DESCRIPTION OF THE TASK:
Gather every line of the entries that includes the word "this".
===== AVAILABLE RECORDS
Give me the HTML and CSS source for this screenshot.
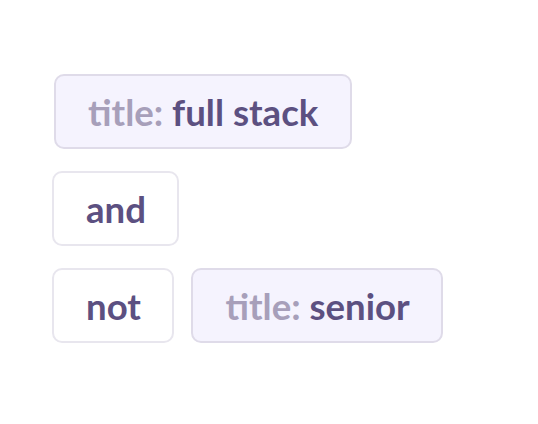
FILE: index.html
```html
<!DOCTYPE html>
<html>
<head>
<meta charset="utf-8">
<link rel="stylesheet" href="styles.css">
</head>
<body>
<div class="query">
  <div class="row row-first">
    <span class="chip chip-field"><span class="key">title:</span> <span class="val">full stack</span></span>
  </div>
  <div class="row">
    <span class="chip chip-op"><span class="val">and</span></span>
  </div>
  <div class="row">
    <span class="chip chip-op"><span class="val">not</span></span>
    <span class="chip chip-field"><span class="key">title:</span> <span class="val">senior</span></span>
  </div>
</div>
</body>
</html>
```
FILE: styles.css
```css
html, body {
  margin: 0;
  padding: 0;
  background: #ffffff;
}
.query {
  display: flex;
  flex-direction: column;
  align-items: flex-start;
  gap: 22px;
  padding: 74px 0 0 52px;
  font-family: Lato, "Noto Sans", sans-serif;
  font-weight: 700;
  font-size: 36.6px;
}
.row {
  display: flex;
  gap: 17px;
}
.row-first {
  margin-left: 2px;
}
.chip {
  display: block;
  height: 70px;
  line-height: 71px;
  padding: 1px 31.5px 0 32px;
  border: 2px solid #e8e6ee;
  border-radius: 10px;
  background: #ffffff;
  white-space: pre;
}
.chip-field {
  background: #f5f3fe;
  border-color: #dfdbe9;
}
.key {
  color: #a79fba;
}
.val {
  color: #5c5081;
}
```
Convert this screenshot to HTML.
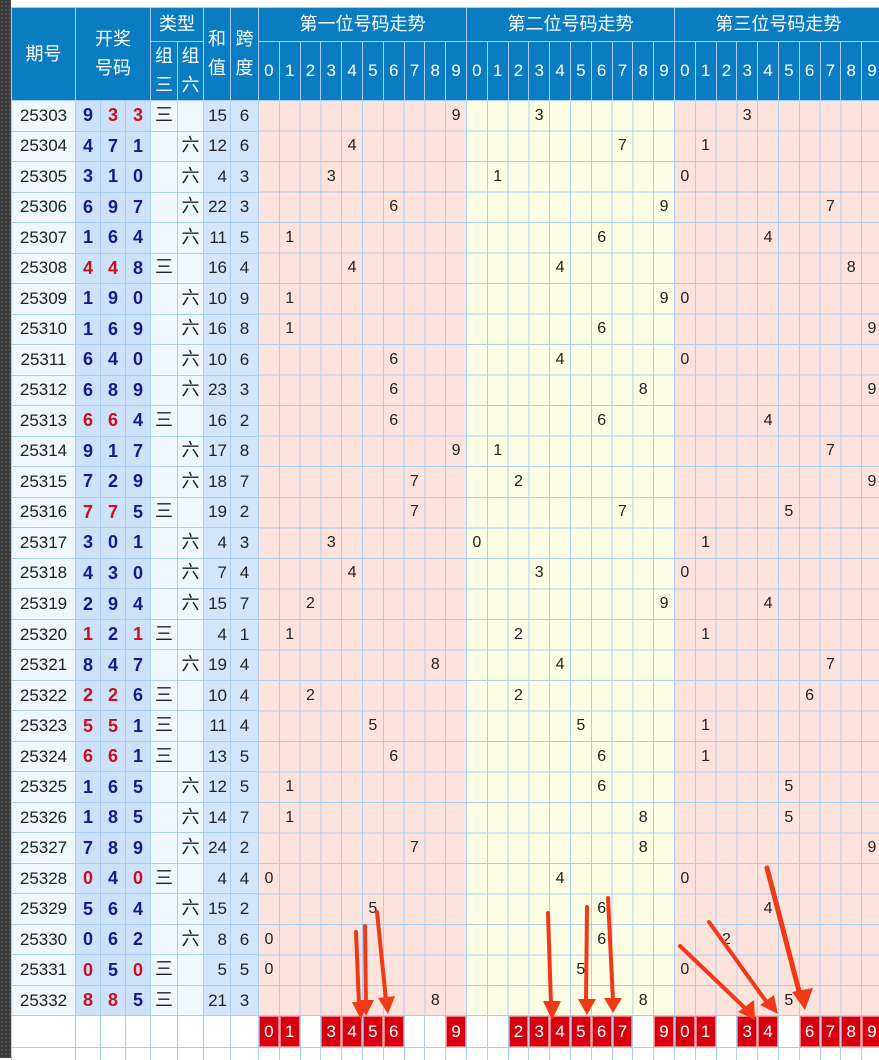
<!DOCTYPE html>
<html><head><meta charset="utf-8">
<style>
*{margin:0;padding:0;box-sizing:border-box}
html,body{width:879px;height:1058px;overflow:hidden;background:#fff;font-family:"Liberation Sans","Noto Sans CJK SC",sans-serif}
.strip{position:absolute;left:0;top:0;width:11px;height:1058px;background:#3b3b3b;background-image:radial-gradient(#555 1px,transparent 1px);background-size:4px 4px}
.g{position:absolute;left:11px;top:7px;padding:1px 0 0 1px;width:900px;display:grid;gap:1px;background:#a9cff2;
grid-template-columns:63px 24px 24px 24px 26px 25px 26px 27px repeat(30,19.8px);
grid-template-rows:33px 58px repeat(30,29.52px) 31px 12px}
.g>div{display:flex;align-items:center;justify-content:center}
.h{background:#0a7dc2;color:#fff;font-size:18px;text-align:center;line-height:29px}
.hd{background:#0a7dc2;color:#fff;font-size:17px}
.p{background:#eef6fe;color:#222;font-size:17px}
.d{background:#cde1f9;color:#101c8c;font-size:18px;font-weight:bold}
.r{color:#c8101e}
.t{background:#eef6fe;color:#222;font-size:18px;line-height:18px;padding-bottom:2px}
.s{background:#d3e5fb;color:#222;font-size:17px}
.g>div.s{justify-content:flex-end;padding-right:3px}
.k{background:#d3e5fb;color:#222;font-size:17px}
.w{background:#fff}
.b{background:#d6000f;color:#fff;font-size:17px;border:1px solid #f07a80}
.tr{grid-area:3/9/33/39;position:relative;
background:repeating-linear-gradient(to right,transparent 0 19.8px,#a9cff2 19.8px 20.8px),repeating-linear-gradient(to bottom,transparent 0 29.52px,#a9cff2 29.52px 30.52px),linear-gradient(to right,#fde3dc 0 207px,#fdfde3 207px 415px,#fde3dc 415px);
display:grid!important;grid-template-columns:repeat(30,20.8px);grid-template-rows:repeat(30,30.52px);align-items:stretch!important;justify-content:start!important}
.tr span{display:flex;align-items:center;justify-content:center;width:19.8px;height:29.52px;font-size:16px;color:#222}
svg{position:absolute;left:0;top:0}
</style></head><body>
<div class="strip"></div>
<div class="g">
<div class="h" style="grid-area:1/1/3/2">期号</div>
<div class="h" style="grid-area:1/2/3/5">开奖<br>号码</div>
<div class="h" style="grid-area:1/5/2/7">类型</div>
<div class="h" style="grid-area:1/7/3/8">和<br>值</div>
<div class="h" style="grid-area:1/8/3/9">跨<br>度</div>
<div class="h" style="grid-area:1/9/2/19">第一位号码走势</div>
<div class="h" style="grid-area:1/19/2/29">第二位号码走势</div>
<div class="h" style="grid-area:1/29/2/39">第三位号码走势</div>
<div class="h" style="grid-area:2/5/3/6">组<br>三</div>
<div class="h" style="grid-area:2/6/3/7">组<br>六</div>
<div class="hd">0</div><div class="hd">1</div><div class="hd">2</div><div class="hd">3</div><div class="hd">4</div><div class="hd">5</div><div class="hd">6</div><div class="hd">7</div><div class="hd">8</div><div class="hd">9</div>
<div class="hd">0</div><div class="hd">1</div><div class="hd">2</div><div class="hd">3</div><div class="hd">4</div><div class="hd">5</div><div class="hd">6</div><div class="hd">7</div><div class="hd">8</div><div class="hd">9</div>
<div class="hd">0</div><div class="hd">1</div><div class="hd">2</div><div class="hd">3</div><div class="hd">4</div><div class="hd">5</div><div class="hd">6</div><div class="hd">7</div><div class="hd">8</div><div class="hd">9</div>

<div class="p">25303</div><div class="d">9</div><div class="d r">3</div><div class="d r">3</div><div class="t">三</div><div class="t"></div><div class="s">15</div><div class="k">6</div>
<div class="tr">
<span style="grid-area:1/10">9</span><span style="grid-area:1/14">3</span><span style="grid-area:1/24">3</span>
<span style="grid-area:2/5">4</span><span style="grid-area:2/18">7</span><span style="grid-area:2/22">1</span>
<span style="grid-area:3/4">3</span><span style="grid-area:3/12">1</span><span style="grid-area:3/21">0</span>
<span style="grid-area:4/7">6</span><span style="grid-area:4/20">9</span><span style="grid-area:4/28">7</span>
<span style="grid-area:5/2">1</span><span style="grid-area:5/17">6</span><span style="grid-area:5/25">4</span>
<span style="grid-area:6/5">4</span><span style="grid-area:6/15">4</span><span style="grid-area:6/29">8</span>
<span style="grid-area:7/2">1</span><span style="grid-area:7/20">9</span><span style="grid-area:7/21">0</span>
<span style="grid-area:8/2">1</span><span style="grid-area:8/17">6</span><span style="grid-area:8/30">9</span>
<span style="grid-area:9/7">6</span><span style="grid-area:9/15">4</span><span style="grid-area:9/21">0</span>
<span style="grid-area:10/7">6</span><span style="grid-area:10/19">8</span><span style="grid-area:10/30">9</span>
<span style="grid-area:11/7">6</span><span style="grid-area:11/17">6</span><span style="grid-area:11/25">4</span>
<span style="grid-area:12/10">9</span><span style="grid-area:12/12">1</span><span style="grid-area:12/28">7</span>
<span style="grid-area:13/8">7</span><span style="grid-area:13/13">2</span><span style="grid-area:13/30">9</span>
<span style="grid-area:14/8">7</span><span style="grid-area:14/18">7</span><span style="grid-area:14/26">5</span>
<span style="grid-area:15/4">3</span><span style="grid-area:15/11">0</span><span style="grid-area:15/22">1</span>
<span style="grid-area:16/5">4</span><span style="grid-area:16/14">3</span><span style="grid-area:16/21">0</span>
<span style="grid-area:17/3">2</span><span style="grid-area:17/20">9</span><span style="grid-area:17/25">4</span>
<span style="grid-area:18/2">1</span><span style="grid-area:18/13">2</span><span style="grid-area:18/22">1</span>
<span style="grid-area:19/9">8</span><span style="grid-area:19/15">4</span><span style="grid-area:19/28">7</span>
<span style="grid-area:20/3">2</span><span style="grid-area:20/13">2</span><span style="grid-area:20/27">6</span>
<span style="grid-area:21/6">5</span><span style="grid-area:21/16">5</span><span style="grid-area:21/22">1</span>
<span style="grid-area:22/7">6</span><span style="grid-area:22/17">6</span><span style="grid-area:22/22">1</span>
<span style="grid-area:23/2">1</span><span style="grid-area:23/17">6</span><span style="grid-area:23/26">5</span>
<span style="grid-area:24/2">1</span><span style="grid-area:24/19">8</span><span style="grid-area:24/26">5</span>
<span style="grid-area:25/8">7</span><span style="grid-area:25/19">8</span><span style="grid-area:25/30">9</span>
<span style="grid-area:26/1">0</span><span style="grid-area:26/15">4</span><span style="grid-area:26/21">0</span>
<span style="grid-area:27/6">5</span><span style="grid-area:27/17">6</span><span style="grid-area:27/25">4</span>
<span style="grid-area:28/1">0</span><span style="grid-area:28/17">6</span><span style="grid-area:28/23">2</span>
<span style="grid-area:29/1">0</span><span style="grid-area:29/16">5</span><span style="grid-area:29/21">0</span>
<span style="grid-area:30/9">8</span><span style="grid-area:30/19">8</span><span style="grid-area:30/26">5</span>
</div>
<div class="p">25304</div><div class="d">4</div><div class="d">7</div><div class="d">1</div><div class="t"></div><div class="t">六</div><div class="s">12</div><div class="k">6</div>
<div class="p">25305</div><div class="d">3</div><div class="d">1</div><div class="d">0</div><div class="t"></div><div class="t">六</div><div class="s">4</div><div class="k">3</div>
<div class="p">25306</div><div class="d">6</div><div class="d">9</div><div class="d">7</div><div class="t"></div><div class="t">六</div><div class="s">22</div><div class="k">3</div>
<div class="p">25307</div><div class="d">1</div><div class="d">6</div><div class="d">4</div><div class="t"></div><div class="t">六</div><div class="s">11</div><div class="k">5</div>
<div class="p">25308</div><div class="d r">4</div><div class="d r">4</div><div class="d">8</div><div class="t">三</div><div class="t"></div><div class="s">16</div><div class="k">4</div>
<div class="p">25309</div><div class="d">1</div><div class="d">9</div><div class="d">0</div><div class="t"></div><div class="t">六</div><div class="s">10</div><div class="k">9</div>
<div class="p">25310</div><div class="d">1</div><div class="d">6</div><div class="d">9</div><div class="t"></div><div class="t">六</div><div class="s">16</div><div class="k">8</div>
<div class="p">25311</div><div class="d">6</div><div class="d">4</div><div class="d">0</div><div class="t"></div><div class="t">六</div><div class="s">10</div><div class="k">6</div>
<div class="p">25312</div><div class="d">6</div><div class="d">8</div><div class="d">9</div><div class="t"></div><div class="t">六</div><div class="s">23</div><div class="k">3</div>
<div class="p">25313</div><div class="d r">6</div><div class="d r">6</div><div class="d">4</div><div class="t">三</div><div class="t"></div><div class="s">16</div><div class="k">2</div>
<div class="p">25314</div><div class="d">9</div><div class="d">1</div><div class="d">7</div><div class="t"></div><div class="t">六</div><div class="s">17</div><div class="k">8</div>
<div class="p">25315</div><div class="d">7</div><div class="d">2</div><div class="d">9</div><div class="t"></div><div class="t">六</div><div class="s">18</div><div class="k">7</div>
<div class="p">25316</div><div class="d r">7</div><div class="d r">7</div><div class="d">5</div><div class="t">三</div><div class="t"></div><div class="s">19</div><div class="k">2</div>
<div class="p">25317</div><div class="d">3</div><div class="d">0</div><div class="d">1</div><div class="t"></div><div class="t">六</div><div class="s">4</div><div class="k">3</div>
<div class="p">25318</div><div class="d">4</div><div class="d">3</div><div class="d">0</div><div class="t"></div><div class="t">六</div><div class="s">7</div><div class="k">4</div>
<div class="p">25319</div><div class="d">2</div><div class="d">9</div><div class="d">4</div><div class="t"></div><div class="t">六</div><div class="s">15</div><div class="k">7</div>
<div class="p">25320</div><div class="d r">1</div><div class="d">2</div><div class="d r">1</div><div class="t">三</div><div class="t"></div><div class="s">4</div><div class="k">1</div>
<div class="p">25321</div><div class="d">8</div><div class="d">4</div><div class="d">7</div><div class="t"></div><div class="t">六</div><div class="s">19</div><div class="k">4</div>
<div class="p">25322</div><div class="d r">2</div><div class="d r">2</div><div class="d">6</div><div class="t">三</div><div class="t"></div><div class="s">10</div><div class="k">4</div>
<div class="p">25323</div><div class="d r">5</div><div class="d r">5</div><div class="d">1</div><div class="t">三</div><div class="t"></div><div class="s">11</div><div class="k">4</div>
<div class="p">25324</div><div class="d r">6</div><div class="d r">6</div><div class="d">1</div><div class="t">三</div><div class="t"></div><div class="s">13</div><div class="k">5</div>
<div class="p">25325</div><div class="d">1</div><div class="d">6</div><div class="d">5</div><div class="t"></div><div class="t">六</div><div class="s">12</div><div class="k">5</div>
<div class="p">25326</div><div class="d">1</div><div class="d">8</div><div class="d">5</div><div class="t"></div><div class="t">六</div><div class="s">14</div><div class="k">7</div>
<div class="p">25327</div><div class="d">7</div><div class="d">8</div><div class="d">9</div><div class="t"></div><div class="t">六</div><div class="s">24</div><div class="k">2</div>
<div class="p">25328</div><div class="d r">0</div><div class="d">4</div><div class="d r">0</div><div class="t">三</div><div class="t"></div><div class="s">4</div><div class="k">4</div>
<div class="p">25329</div><div class="d">5</div><div class="d">6</div><div class="d">4</div><div class="t"></div><div class="t">六</div><div class="s">15</div><div class="k">2</div>
<div class="p">25330</div><div class="d">0</div><div class="d">6</div><div class="d">2</div><div class="t"></div><div class="t">六</div><div class="s">8</div><div class="k">6</div>
<div class="p">25331</div><div class="d r">0</div><div class="d">5</div><div class="d r">0</div><div class="t">三</div><div class="t"></div><div class="s">5</div><div class="k">5</div>
<div class="p">25332</div><div class="d r">8</div><div class="d r">8</div><div class="d">5</div><div class="t">三</div><div class="t"></div><div class="s">21</div><div class="k">3</div>

<div class="w"></div><div class="w"></div><div class="w"></div><div class="w"></div><div class="w"></div><div class="w"></div><div class="w"></div><div class="w"></div>
<div class="b">0</div><div class="b">1</div><div class="w"></div><div class="b">3</div><div class="b">4</div><div class="b">5</div><div class="b">6</div><div class="w"></div><div class="w"></div><div class="b">9</div>
<div class="w"></div><div class="w"></div><div class="b">2</div><div class="b">3</div><div class="b">4</div><div class="b">5</div><div class="b">6</div><div class="b">7</div><div class="w"></div><div class="b">9</div>
<div class="b">0</div><div class="b">1</div><div class="w"></div><div class="b">3</div><div class="b">4</div><div class="w"></div><div class="b">6</div><div class="b">7</div><div class="b">8</div><div class="b">9</div>
<div class="w"></div><div class="w"></div><div class="w"></div><div class="w"></div><div class="w"></div><div class="w"></div><div class="w"></div><div class="w"></div>
<div class="w"></div><div class="w"></div><div class="w"></div><div class="w"></div><div class="w"></div><div class="w"></div><div class="w"></div><div class="w"></div><div class="w"></div><div class="w"></div>
<div class="w"></div><div class="w"></div><div class="w"></div><div class="w"></div><div class="w"></div><div class="w"></div><div class="w"></div><div class="w"></div><div class="w"></div><div class="w"></div>
<div class="w"></div><div class="w"></div><div class="w"></div><div class="w"></div><div class="w"></div><div class="w"></div><div class="w"></div><div class="w"></div><div class="w"></div><div class="w"></div>
</div>
<svg width="879" height="1058" viewBox="0 0 879 1058">
<g stroke="#f03a17" stroke-width="4" stroke-linecap="round" fill="none">
<line x1="356" y1="932" x2="359" y2="1005"/>
<line x1="365" y1="926" x2="366" y2="1005"/>
<line x1="377" y1="912" x2="386" y2="1000"/>
<line x1="548" y1="913" x2="551" y2="1005"/>
<line x1="587" y1="907" x2="586" y2="1002"/>
<line x1="608" y1="898" x2="613" y2="1001"/>
<line x1="680" y1="946" x2="747" y2="1010"/>
<line x1="709" y1="922" x2="768" y2="1004"/>
<line x1="767" y1="868" x2="800" y2="995" stroke-width="5"/>
</g>
<g fill="#f03a17">
<polygon points="352,1002 368,1002 361,1020"/>
<polygon points="358,1000 374,1000 366,1016"/>
<polygon points="378,998 395,996 388,1014"/>
<polygon points="543,1001 561,1001 552,1020"/>
<polygon points="578,999 596,999 587,1015"/>
<polygon points="604,998 622,998 613,1013"/>
<polygon points="738,1012 754,1000 755,1020"/>
<polygon points="760,1005 774,995 778,1014"/>
<polygon points="792,992 813,988 805,1010"/>
</g>
</svg>
</body></html>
==========
WRITTEN RESPONSE:
Give me the HTML and CSS source for this screenshot.
Convert this screenshot to HTML.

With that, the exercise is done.